• TASK:
Transcribe the full listing below exactly.

• DATASET EXCERPT:
-*-*-

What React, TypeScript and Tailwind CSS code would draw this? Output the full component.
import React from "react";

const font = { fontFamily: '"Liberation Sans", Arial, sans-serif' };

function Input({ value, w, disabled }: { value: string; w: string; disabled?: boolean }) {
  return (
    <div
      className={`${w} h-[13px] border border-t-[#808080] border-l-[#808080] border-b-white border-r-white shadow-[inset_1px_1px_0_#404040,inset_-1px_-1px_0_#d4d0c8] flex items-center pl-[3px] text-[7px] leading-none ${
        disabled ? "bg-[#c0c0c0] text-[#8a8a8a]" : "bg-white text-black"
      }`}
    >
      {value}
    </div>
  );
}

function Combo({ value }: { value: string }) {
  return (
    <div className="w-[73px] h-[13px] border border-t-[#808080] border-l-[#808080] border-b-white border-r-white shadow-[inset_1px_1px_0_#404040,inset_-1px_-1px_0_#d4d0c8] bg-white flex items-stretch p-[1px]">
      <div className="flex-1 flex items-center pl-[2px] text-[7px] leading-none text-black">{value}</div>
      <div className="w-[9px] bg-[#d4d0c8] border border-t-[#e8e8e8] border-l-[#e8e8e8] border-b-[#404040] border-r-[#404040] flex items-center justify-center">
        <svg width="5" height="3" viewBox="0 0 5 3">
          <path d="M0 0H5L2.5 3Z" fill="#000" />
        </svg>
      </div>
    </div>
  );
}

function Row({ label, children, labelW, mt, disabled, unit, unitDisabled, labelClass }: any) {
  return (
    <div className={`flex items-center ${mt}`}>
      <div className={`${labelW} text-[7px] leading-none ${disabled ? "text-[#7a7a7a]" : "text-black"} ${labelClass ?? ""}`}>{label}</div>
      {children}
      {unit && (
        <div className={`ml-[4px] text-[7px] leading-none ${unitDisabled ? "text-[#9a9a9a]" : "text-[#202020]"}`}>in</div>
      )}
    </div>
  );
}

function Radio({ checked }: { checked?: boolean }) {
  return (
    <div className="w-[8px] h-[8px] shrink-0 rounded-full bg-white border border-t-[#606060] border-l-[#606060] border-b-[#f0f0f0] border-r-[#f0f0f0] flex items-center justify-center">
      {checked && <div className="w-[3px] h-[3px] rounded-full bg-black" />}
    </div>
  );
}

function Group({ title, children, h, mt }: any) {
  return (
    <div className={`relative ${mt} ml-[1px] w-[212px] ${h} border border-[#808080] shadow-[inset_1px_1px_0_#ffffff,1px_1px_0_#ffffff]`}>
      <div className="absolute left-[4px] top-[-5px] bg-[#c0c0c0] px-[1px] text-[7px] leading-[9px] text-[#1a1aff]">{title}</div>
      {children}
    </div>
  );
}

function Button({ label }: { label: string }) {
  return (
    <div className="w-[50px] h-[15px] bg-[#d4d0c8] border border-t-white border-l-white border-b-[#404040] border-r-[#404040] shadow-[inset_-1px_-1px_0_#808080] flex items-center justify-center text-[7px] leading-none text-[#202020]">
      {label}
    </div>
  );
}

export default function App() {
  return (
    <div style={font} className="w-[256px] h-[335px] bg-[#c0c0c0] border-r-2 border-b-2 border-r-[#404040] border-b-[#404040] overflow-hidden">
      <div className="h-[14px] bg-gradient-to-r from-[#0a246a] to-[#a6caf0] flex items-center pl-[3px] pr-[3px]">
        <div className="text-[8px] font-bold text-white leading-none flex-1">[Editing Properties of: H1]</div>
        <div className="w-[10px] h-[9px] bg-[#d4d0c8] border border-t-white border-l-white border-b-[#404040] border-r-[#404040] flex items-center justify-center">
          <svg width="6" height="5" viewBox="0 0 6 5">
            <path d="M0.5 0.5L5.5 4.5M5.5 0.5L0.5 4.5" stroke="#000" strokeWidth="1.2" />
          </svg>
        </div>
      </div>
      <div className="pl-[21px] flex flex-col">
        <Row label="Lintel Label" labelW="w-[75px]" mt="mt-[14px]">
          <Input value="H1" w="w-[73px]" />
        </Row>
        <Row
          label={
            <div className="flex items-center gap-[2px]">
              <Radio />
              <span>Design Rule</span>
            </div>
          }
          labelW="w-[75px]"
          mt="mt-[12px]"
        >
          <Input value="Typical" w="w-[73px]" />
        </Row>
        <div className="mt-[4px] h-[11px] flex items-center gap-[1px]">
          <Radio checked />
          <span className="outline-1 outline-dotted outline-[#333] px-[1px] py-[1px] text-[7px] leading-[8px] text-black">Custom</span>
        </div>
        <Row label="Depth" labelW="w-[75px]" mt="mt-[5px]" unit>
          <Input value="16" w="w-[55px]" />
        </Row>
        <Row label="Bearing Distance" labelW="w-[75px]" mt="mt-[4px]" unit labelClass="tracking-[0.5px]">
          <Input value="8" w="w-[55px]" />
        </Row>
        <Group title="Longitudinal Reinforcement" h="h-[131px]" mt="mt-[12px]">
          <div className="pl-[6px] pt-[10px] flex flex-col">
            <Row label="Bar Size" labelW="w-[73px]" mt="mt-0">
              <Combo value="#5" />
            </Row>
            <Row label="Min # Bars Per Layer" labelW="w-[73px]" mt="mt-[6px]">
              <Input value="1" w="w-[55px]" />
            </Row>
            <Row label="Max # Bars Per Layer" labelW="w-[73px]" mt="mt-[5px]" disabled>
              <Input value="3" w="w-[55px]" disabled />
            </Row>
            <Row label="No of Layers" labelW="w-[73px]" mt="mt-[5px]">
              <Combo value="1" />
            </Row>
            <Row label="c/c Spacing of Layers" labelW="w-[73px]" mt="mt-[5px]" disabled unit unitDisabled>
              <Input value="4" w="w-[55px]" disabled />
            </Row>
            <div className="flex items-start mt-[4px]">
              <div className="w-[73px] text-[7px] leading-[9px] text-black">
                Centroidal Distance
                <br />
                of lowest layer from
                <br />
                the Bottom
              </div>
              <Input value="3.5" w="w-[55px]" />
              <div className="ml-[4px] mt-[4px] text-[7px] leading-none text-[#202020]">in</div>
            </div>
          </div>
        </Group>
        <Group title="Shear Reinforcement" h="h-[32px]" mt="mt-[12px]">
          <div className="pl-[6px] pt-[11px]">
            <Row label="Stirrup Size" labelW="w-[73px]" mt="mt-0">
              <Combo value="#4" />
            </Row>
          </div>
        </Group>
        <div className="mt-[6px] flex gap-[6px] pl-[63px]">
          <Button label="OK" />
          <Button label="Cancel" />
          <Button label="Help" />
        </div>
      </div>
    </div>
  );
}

-*-*-

• EXERCISE RESPONSE:
What React, TypeScript and Tailwind CSS code would draw this? Output the full component.
import React from "react";

const font = { fontFamily: '"Liberation Sans", Arial, sans-serif' };

function Input({ value, w, disabled }: { value: string; w: string; disabled?: boolean }) {
  return (
    <div
      className={`${w} h-[13px] border border-t-[#808080] border-l-[#808080] border-b-white border-r-white shadow-[inset_1px_1px_0_#404040,inset_-1px_-1px_0_#d4d0c8] flex items-center pl-[3px] text-[7px] leading-none ${
        disabled ? "bg-[#c0c0c0] text-[#8a8a8a]" : "bg-white text-black"
      }`}
    >
      {value}
    </div>
  );
}

function Combo({ value }: { value: string }) {
  return (
    <div className="w-[73px] h-[13px] border border-t-[#808080] border-l-[#808080] border-b-white border-r-white shadow-[inset_1px_1px_0_#404040,inset_-1px_-1px_0_#d4d0c8] bg-white flex items-stretch p-[1px]">
      <div className="flex-1 flex items-center pl-[2px] text-[7px] leading-none text-black">{value}</div>
      <div className="w-[9px] bg-[#d4d0c8] border border-t-[#e8e8e8] border-l-[#e8e8e8] border-b-[#404040] border-r-[#404040] flex items-center justify-center">
        <svg width="5" height="3" viewBox="0 0 5 3">
          <path d="M0 0H5L2.5 3Z" fill="#000" />
        </svg>
      </div>
    </div>
  );
}

function Row({ label, children, labelW, mt, disabled, unit, unitDisabled, labelClass }: any) {
  return (
    <div className={`flex items-center ${mt}`}>
      <div className={`${labelW} text-[7px] leading-none ${disabled ? "text-[#7a7a7a]" : "text-black"} ${labelClass ?? ""}`}>{label}</div>
      {children}
      {unit && (
        <div className={`ml-[4px] text-[7px] leading-none ${unitDisabled ? "text-[#9a9a9a]" : "text-[#202020]"}`}>in</div>
      )}
    </div>
  );
}

function Radio({ checked }: { checked?: boolean }) {
  return (
    <div className="w-[8px] h-[8px] shrink-0 rounded-full bg-white border border-t-[#606060] border-l-[#606060] border-b-[#f0f0f0] border-r-[#f0f0f0] flex items-center justify-center">
      {checked && <div className="w-[3px] h-[3px] rounded-full bg-black" />}
    </div>
  );
}

function Group({ title, children, h, mt }: any) {
  return (
    <div className={`relative ${mt} ml-[1px] w-[212px] ${h} border border-[#808080] shadow-[inset_1px_1px_0_#ffffff,1px_1px_0_#ffffff]`}>
      <div className="absolute left-[4px] top-[-5px] bg-[#c0c0c0] px-[1px] text-[7px] leading-[9px] text-[#1a1aff]">{title}</div>
      {children}
    </div>
  );
}

function Button({ label }: { label: string }) {
  return (
    <div className="w-[50px] h-[15px] bg-[#d4d0c8] border border-t-white border-l-white border-b-[#404040] border-r-[#404040] shadow-[inset_-1px_-1px_0_#808080] flex items-center justify-center text-[7px] leading-none text-[#202020]">
      {label}
    </div>
  );
}

export default function App() {
  return (
    <div style={font} className="w-[256px] h-[335px] bg-[#c0c0c0] border-r-2 border-b-2 border-r-[#404040] border-b-[#404040] overflow-hidden">
      <div className="h-[14px] bg-gradient-to-r from-[#0a246a] to-[#a6caf0] flex items-center pl-[3px] pr-[3px]">
        <div className="text-[8px] font-bold text-white leading-none flex-1">[Editing Properties of: H1]</div>
        <div className="w-[10px] h-[9px] bg-[#d4d0c8] border border-t-white border-l-white border-b-[#404040] border-r-[#404040] flex items-center justify-center">
          <svg width="6" height="5" viewBox="0 0 6 5">
            <path d="M0.5 0.5L5.5 4.5M5.5 0.5L0.5 4.5" stroke="#000" strokeWidth="1.2" />
          </svg>
        </div>
      </div>
      <div className="pl-[21px] flex flex-col">
        <Row label="Lintel Label" labelW="w-[75px]" mt="mt-[14px]">
          <Input value="H1" w="w-[73px]" />
        </Row>
        <Row
          label={
            <div className="flex items-center gap-[2px]">
              <Radio />
              <span>Design Rule</span>
            </div>
          }
          labelW="w-[75px]"
          mt="mt-[12px]"
        >
          <Input value="Typical" w="w-[73px]" />
        </Row>
        <div className="mt-[4px] h-[11px] flex items-center gap-[1px]">
          <Radio checked />
          <span className="outline-1 outline-dotted outline-[#333] px-[1px] py-[1px] text-[7px] leading-[8px] text-black">Custom</span>
        </div>
        <Row label="Depth" labelW="w-[75px]" mt="mt-[5px]" unit>
          <Input value="16" w="w-[55px]" />
        </Row>
        <Row label="Bearing Distance" labelW="w-[75px]" mt="mt-[4px]" unit labelClass="tracking-[0.5px]">
          <Input value="8" w="w-[55px]" />
        </Row>
        <Group title="Longitudinal Reinforcement" h="h-[131px]" mt="mt-[12px]">
          <div className="pl-[6px] pt-[10px] flex flex-col">
            <Row label="Bar Size" labelW="w-[73px]" mt="mt-0">
              <Combo value="#5" />
            </Row>
            <Row label="Min # Bars Per Layer" labelW="w-[73px]" mt="mt-[6px]">
              <Input value="1" w="w-[55px]" />
            </Row>
            <Row label="Max # Bars Per Layer" labelW="w-[73px]" mt="mt-[5px]" disabled>
              <Input value="3" w="w-[55px]" disabled />
            </Row>
            <Row label="No of Layers" labelW="w-[73px]" mt="mt-[5px]">
              <Combo value="1" />
            </Row>
            <Row label="c/c Spacing of Layers" labelW="w-[73px]" mt="mt-[5px]" disabled unit unitDisabled>
              <Input value="4" w="w-[55px]" disabled />
            </Row>
            <div className="flex items-start mt-[4px]">
              <div className="w-[73px] text-[7px] leading-[9px] text-black">
                Centroidal Distance
                <br />
                of lowest layer from
                <br />
                the Bottom
              </div>
              <Input value="3.5" w="w-[55px]" />
              <div className="ml-[4px] mt-[4px] text-[7px] leading-none text-[#202020]">in</div>
            </div>
          </div>
        </Group>
        <Group title="Shear Reinforcement" h="h-[32px]" mt="mt-[12px]">
          <div className="pl-[6px] pt-[11px]">
            <Row label="Stirrup Size" labelW="w-[73px]" mt="mt-0">
              <Combo value="#4" />
            </Row>
          </div>
        </Group>
        <div className="mt-[6px] flex gap-[6px] pl-[63px]">
          <Button label="OK" />
          <Button label="Cancel" />
          <Button label="Help" />
        </div>
      </div>
    </div>
  );
}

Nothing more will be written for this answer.